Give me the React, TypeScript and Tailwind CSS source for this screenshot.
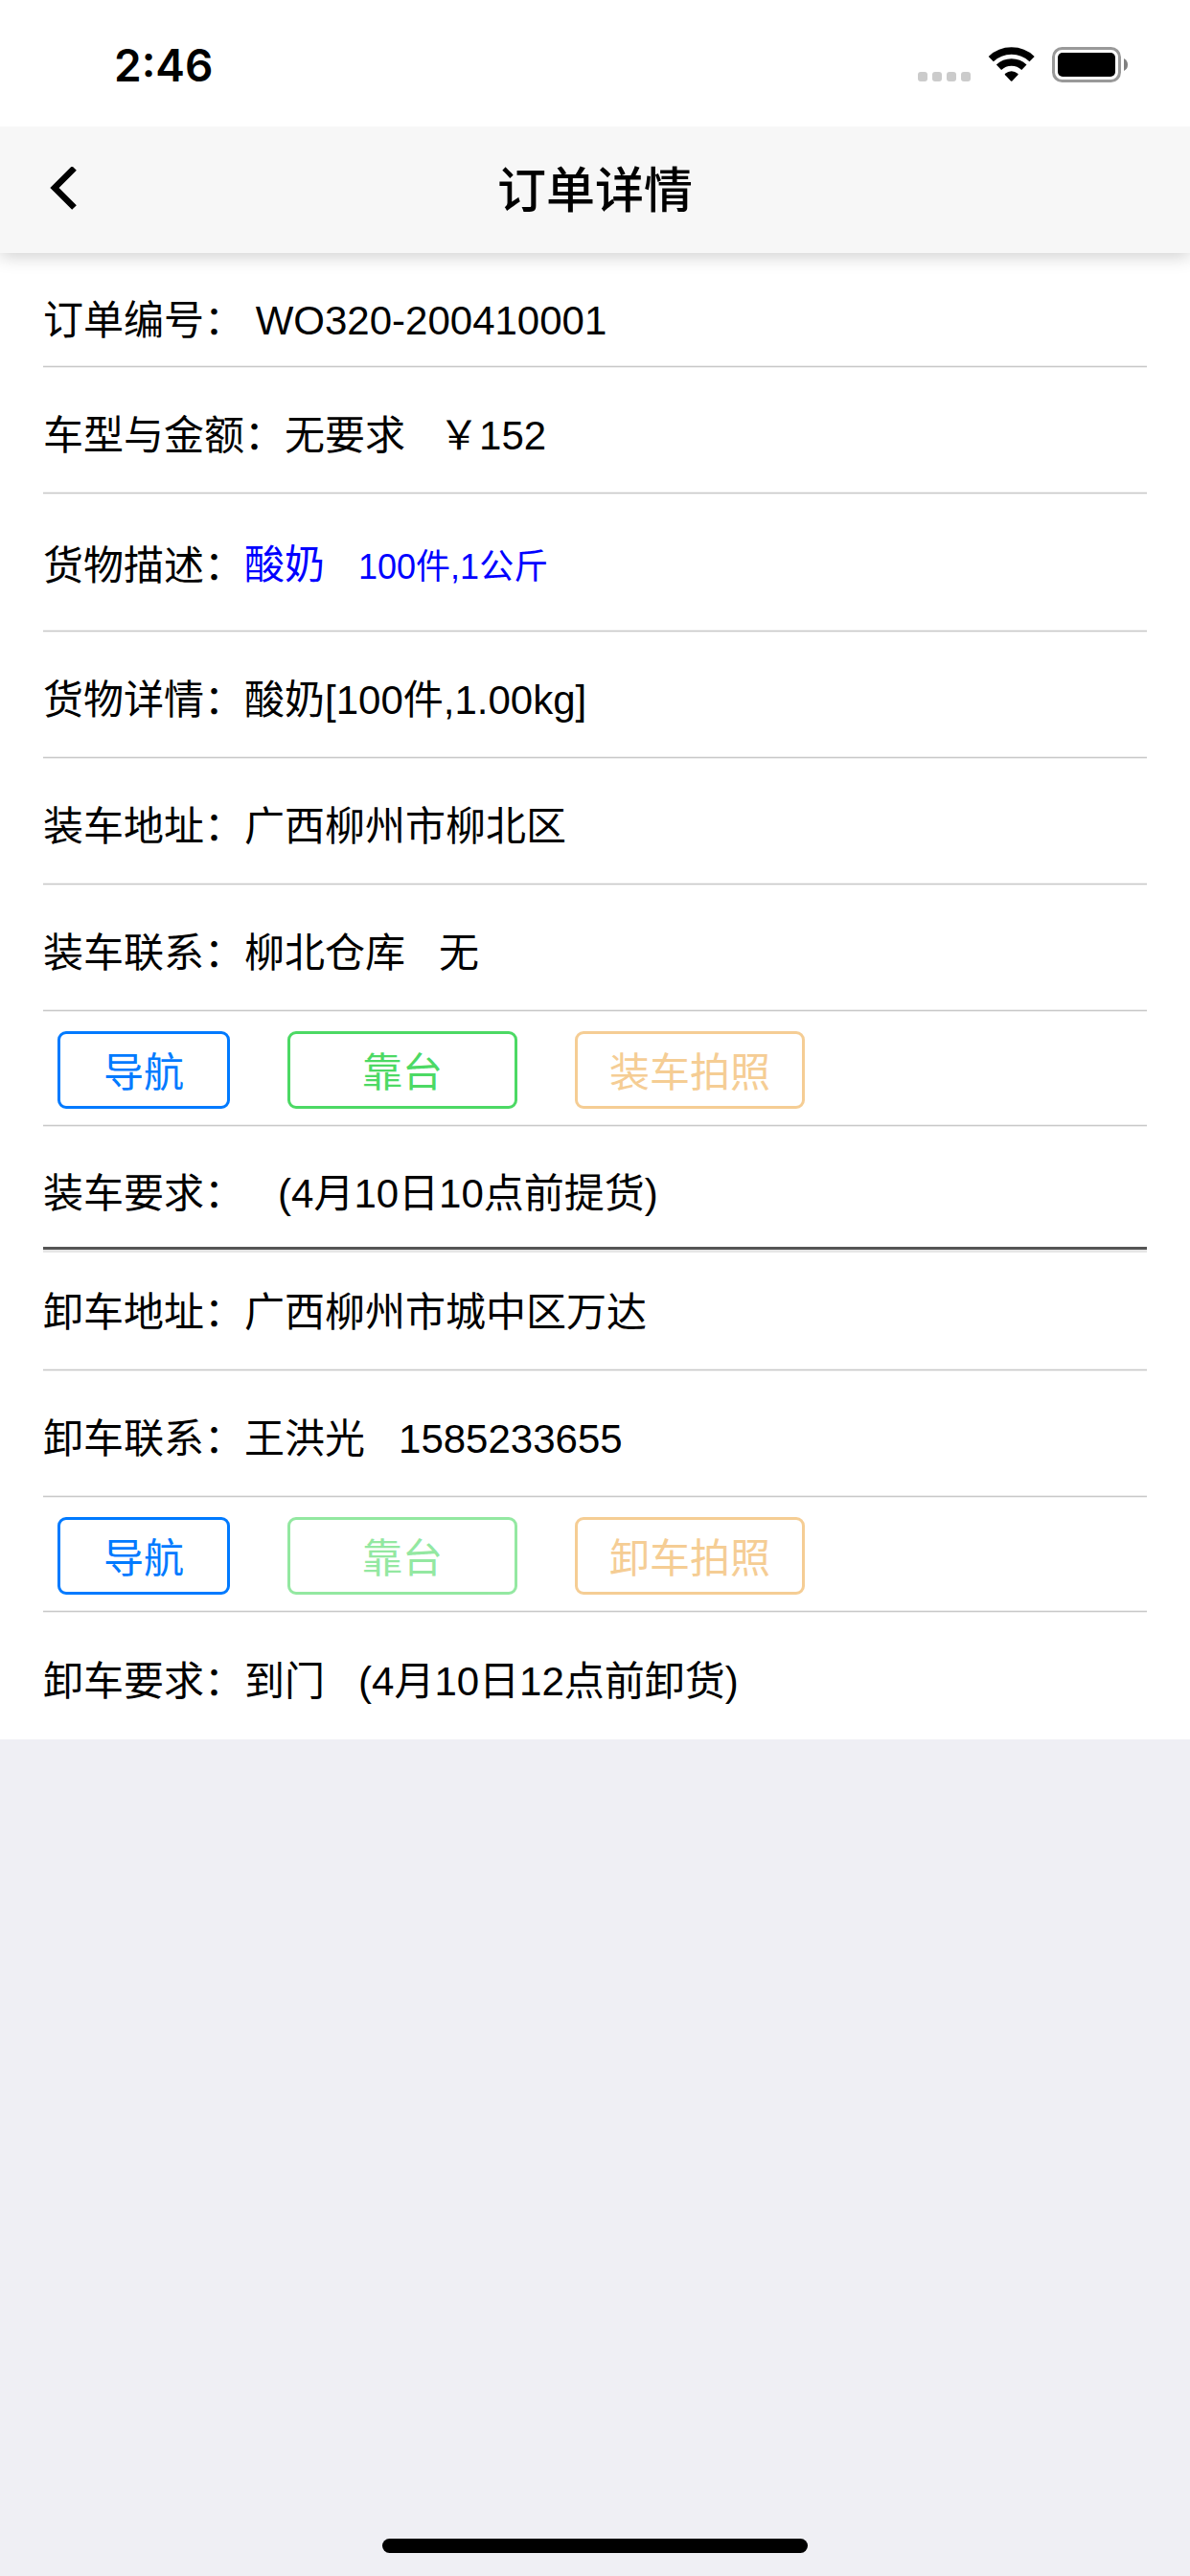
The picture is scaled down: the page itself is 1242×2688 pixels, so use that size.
import type { ReactNode } from 'react';

const actionStyles = {
  blue: 'w-[180px] border-[#007aff] text-[#007aff]',
  green: 'w-60 border-[#4cd964] text-[#4cd964]',
  orange: 'w-60 border-[#f0ad4e] text-[#f0ad4e]',
};

type ActionColor = keyof typeof actionStyles;

interface Action {
  label: string;
  color: ActionColor;
  disabled?: boolean;
}

const loadActions: Action[] = [
  { label: '导航', color: 'blue' },
  { label: '靠台', color: 'green' },
  { label: '装车拍照', color: 'orange', disabled: true },
];

const unloadActions: Action[] = [
  { label: '导航', color: 'blue' },
  { label: '靠台', color: 'green', disabled: true },
  { label: '卸车拍照', color: 'orange', disabled: true },
];

// hairline with a soft edge on both sides
const line = 'border-b border-b-[#c8c8c8] shadow-[0_1px_#efefef,inset_0_-1px_#efefef]';

function StatusBar() {
  return (
    <div className="relative z-10 flex h-[132px] items-center justify-between bg-white pt-1 pr-16 pl-[119px]">
      <span className="font-['Inter',sans-serif] text-[46px] leading-[60px] font-semibold">2:46</span>
      <svg className="h-[38px] w-[220px]" viewBox="0 0 220 38">
        <g fill="#cbcbcb">
          <rect x="0" y="26" width="10" height="10" rx="3" />
          <rect x="15" y="26" width="10" height="10" rx="3" />
          <rect x="30" y="26" width="10" height="10" rx="3" />
          <rect x="45" y="26" width="10" height="10" rx="3" />
        </g>
        <g fill="none" stroke="#000" strokeWidth="7.5">
          <path d="M76.3 12.6A31 31 0 0 1 119.1 12.6" />
          <path d="M84.5 21.3A19 19 0 0 1 110.9 21.3" />
        </g>
        <path d="M90.8 28Q97.7 22.6 104.6 28Q104.8 28.7 104.3 29.3L98.4 35.5Q97.7 36.2 97 35.5L91.1 29.3Q90.6 28.7 90.8 28Z" />
        <rect x="141.5" y="1.5" width="69" height="34" rx="9" fill="none" stroke="#999" strokeWidth="3" />
        <rect x="146" y="6" width="60" height="25" rx="5" />
        <path d="M215 12Q219 14 219 18.5Q219 23 215 25Z" fill="#808080" />
      </svg>
    </div>
  );
}

function Row({ label, className, children }: { label: string; className: string; children: ReactNode }) {
  return (
    <div className={`flex items-center ${className}`}>
      <dt>{label}：</dt>
      <dd className="whitespace-pre">{children}</dd>
    </div>
  );
}

function ActionRow({ actions }: { actions: Action[] }) {
  return (
    <div className={`flex h-[120px] items-center gap-[60px] pt-[3px] pl-[15px] ${line}`}>
      {actions.map(action => (
        <button
          key={action.label}
          disabled={action.disabled}
          className={`h-[81px] rounded-[9px] border-[3px] pt-2 disabled:opacity-60 ${actionStyles[action.color]}`}
        >
          {action.label}
        </button>
      ))}
    </div>
  );
}

export default function App() {
  return (
    <div className="flex min-h-screen flex-col bg-[#efeff4] font-['Liberation_Sans','Noto_Sans_CJK_SC',sans-serif] text-[42px] leading-[60px] text-black">
      <StatusBar />

      {/* Title bar */}
      <header className="relative flex h-[132px] items-center bg-[#f7f7f7] px-12 shadow-[0_3px_18px_rgba(0,0,0,0.2)]">
        <button aria-label="返回" className="flex-none">
          <svg className="h-12 w-8" viewBox="0 0 32 48" fill="none" stroke="#000" strokeWidth="6.6">
            <path d="M29.5 1.5L9 22L29.5 42.5" />
          </svg>
        </button>
        <h1 className="flex-1 pt-1 pr-8 text-center text-[51px] font-medium">订单详情</h1>
      </header>

      <main className="bg-white px-[45px]">
        <dl>
          <Row label="订单编号" className={`h-[119px] pt-6 ${line}`}>{' WO320-200410001'}</Row>
          <Row label="车型与金额" className={`h-[132px] pt-3 ${line}`}>{'无要求   ￥152'}</Row>
          <Row label="货物描述" className={`h-36 pt-2 text-[#0000ff] [&>dt]:text-black ${line}`}>
            {'酸奶   '}<span className="text-[36px]">100件,1公斤</span>
          </Row>
          <Row label="货物详情" className={`h-[132px] pt-3 ${line}`}>酸奶[100件,1.00kg]</Row>
          <Row label="装车地址" className={`h-[132px] pt-3 ${line}`}>广西柳州市柳北区</Row>
          <Row label="装车联系" className={`h-[132px] pt-3 ${line}`}>{'柳北仓库   无'}</Row>
        </dl>
        <ActionRow actions={loadActions} />
        <dl>
          <Row label="装车要求" className="h-[129px] border-b-[3px] border-[#555555] pt-4">
            {'   (4月10日10点前提货)'}
          </Row>
          <Row label="卸车地址" className={`h-[126px] border-t-[3px] border-t-[#e5e5e5] pt-1 ${line}`}>广西柳州市城中区万达</Row>
          <Row label="卸车联系" className={`h-[132px] pt-3 ${line}`}>{'王洪光   1585233655'}</Row>
        </dl>
        <ActionRow actions={unloadActions} />
        <dl>
          <Row label="卸车要求" className="h-[133px] pt-3">{'到门   (4月10日12点前卸货)'}</Row>
        </dl>
      </main>

      {/* Home indicator */}
      <div className="mt-auto mb-6 h-[15px] w-[444px] self-center rounded-full bg-black" />
    </div>
  );
}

■ **Task goal**
Quote the material exactly. Pictures stay out.

■ **Task response**
Give me the React, TypeScript and Tailwind CSS source for this screenshot.
The picture is scaled down: the page itself is 1242×2688 pixels, so use that size.
import type { ReactNode } from 'react';

const actionStyles = {
  blue: 'w-[180px] border-[#007aff] text-[#007aff]',
  green: 'w-60 border-[#4cd964] text-[#4cd964]',
  orange: 'w-60 border-[#f0ad4e] text-[#f0ad4e]',
};

type ActionColor = keyof typeof actionStyles;

interface Action {
  label: string;
  color: ActionColor;
  disabled?: boolean;
}

const loadActions: Action[] = [
  { label: '导航', color: 'blue' },
  { label: '靠台', color: 'green' },
  { label: '装车拍照', color: 'orange', disabled: true },
];

const unloadActions: Action[] = [
  { label: '导航', color: 'blue' },
  { label: '靠台', color: 'green', disabled: true },
  { label: '卸车拍照', color: 'orange', disabled: true },
];

// hairline with a soft edge on both sides
const line = 'border-b border-b-[#c8c8c8] shadow-[0_1px_#efefef,inset_0_-1px_#efefef]';

function StatusBar() {
  return (
    <div className="relative z-10 flex h-[132px] items-center justify-between bg-white pt-1 pr-16 pl-[119px]">
      <span className="font-['Inter',sans-serif] text-[46px] leading-[60px] font-semibold">2:46</span>
      <svg className="h-[38px] w-[220px]" viewBox="0 0 220 38">
        <g fill="#cbcbcb">
          <rect x="0" y="26" width="10" height="10" rx="3" />
          <rect x="15" y="26" width="10" height="10" rx="3" />
          <rect x="30" y="26" width="10" height="10" rx="3" />
          <rect x="45" y="26" width="10" height="10" rx="3" />
        </g>
        <g fill="none" stroke="#000" strokeWidth="7.5">
          <path d="M76.3 12.6A31 31 0 0 1 119.1 12.6" />
          <path d="M84.5 21.3A19 19 0 0 1 110.9 21.3" />
        </g>
        <path d="M90.8 28Q97.7 22.6 104.6 28Q104.8 28.7 104.3 29.3L98.4 35.5Q97.7 36.2 97 35.5L91.1 29.3Q90.6 28.7 90.8 28Z" />
        <rect x="141.5" y="1.5" width="69" height="34" rx="9" fill="none" stroke="#999" strokeWidth="3" />
        <rect x="146" y="6" width="60" height="25" rx="5" />
        <path d="M215 12Q219 14 219 18.5Q219 23 215 25Z" fill="#808080" />
      </svg>
    </div>
  );
}

function Row({ label, className, children }: { label: string; className: string; children: ReactNode }) {
  return (
    <div className={`flex items-center ${className}`}>
      <dt>{label}：</dt>
      <dd className="whitespace-pre">{children}</dd>
    </div>
  );
}

function ActionRow({ actions }: { actions: Action[] }) {
  return (
    <div className={`flex h-[120px] items-center gap-[60px] pt-[3px] pl-[15px] ${line}`}>
      {actions.map(action => (
        <button
          key={action.label}
          disabled={action.disabled}
          className={`h-[81px] rounded-[9px] border-[3px] pt-2 disabled:opacity-60 ${actionStyles[action.color]}`}
        >
          {action.label}
        </button>
      ))}
    </div>
  );
}

export default function App() {
  return (
    <div className="flex min-h-screen flex-col bg-[#efeff4] font-['Liberation_Sans','Noto_Sans_CJK_SC',sans-serif] text-[42px] leading-[60px] text-black">
      <StatusBar />

      {/* Title bar */}
      <header className="relative flex h-[132px] items-center bg-[#f7f7f7] px-12 shadow-[0_3px_18px_rgba(0,0,0,0.2)]">
        <button aria-label="返回" className="flex-none">
          <svg className="h-12 w-8" viewBox="0 0 32 48" fill="none" stroke="#000" strokeWidth="6.6">
            <path d="M29.5 1.5L9 22L29.5 42.5" />
          </svg>
        </button>
        <h1 className="flex-1 pt-1 pr-8 text-center text-[51px] font-medium">订单详情</h1>
      </header>

      <main className="bg-white px-[45px]">
        <dl>
          <Row label="订单编号" className={`h-[119px] pt-6 ${line}`}>{' WO320-200410001'}</Row>
          <Row label="车型与金额" className={`h-[132px] pt-3 ${line}`}>{'无要求   ￥152'}</Row>
          <Row label="货物描述" className={`h-36 pt-2 text-[#0000ff] [&>dt]:text-black ${line}`}>
            {'酸奶   '}<span className="text-[36px]">100件,1公斤</span>
          </Row>
          <Row label="货物详情" className={`h-[132px] pt-3 ${line}`}>酸奶[100件,1.00kg]</Row>
          <Row label="装车地址" className={`h-[132px] pt-3 ${line}`}>广西柳州市柳北区</Row>
          <Row label="装车联系" className={`h-[132px] pt-3 ${line}`}>{'柳北仓库   无'}</Row>
        </dl>
        <ActionRow actions={loadActions} />
        <dl>
          <Row label="装车要求" className="h-[129px] border-b-[3px] border-[#555555] pt-4">
            {'   (4月10日10点前提货)'}
          </Row>
          <Row label="卸车地址" className={`h-[126px] border-t-[3px] border-t-[#e5e5e5] pt-1 ${line}`}>广西柳州市城中区万达</Row>
          <Row label="卸车联系" className={`h-[132px] pt-3 ${line}`}>{'王洪光   1585233655'}</Row>
        </dl>
        <ActionRow actions={unloadActions} />
        <dl>
          <Row label="卸车要求" className="h-[133px] pt-3">{'到门   (4月10日12点前卸货)'}</Row>
        </dl>
      </main>

      {/* Home indicator */}
      <div className="mt-auto mb-6 h-[15px] w-[444px] self-center rounded-full bg-black" />
    </div>
  );
}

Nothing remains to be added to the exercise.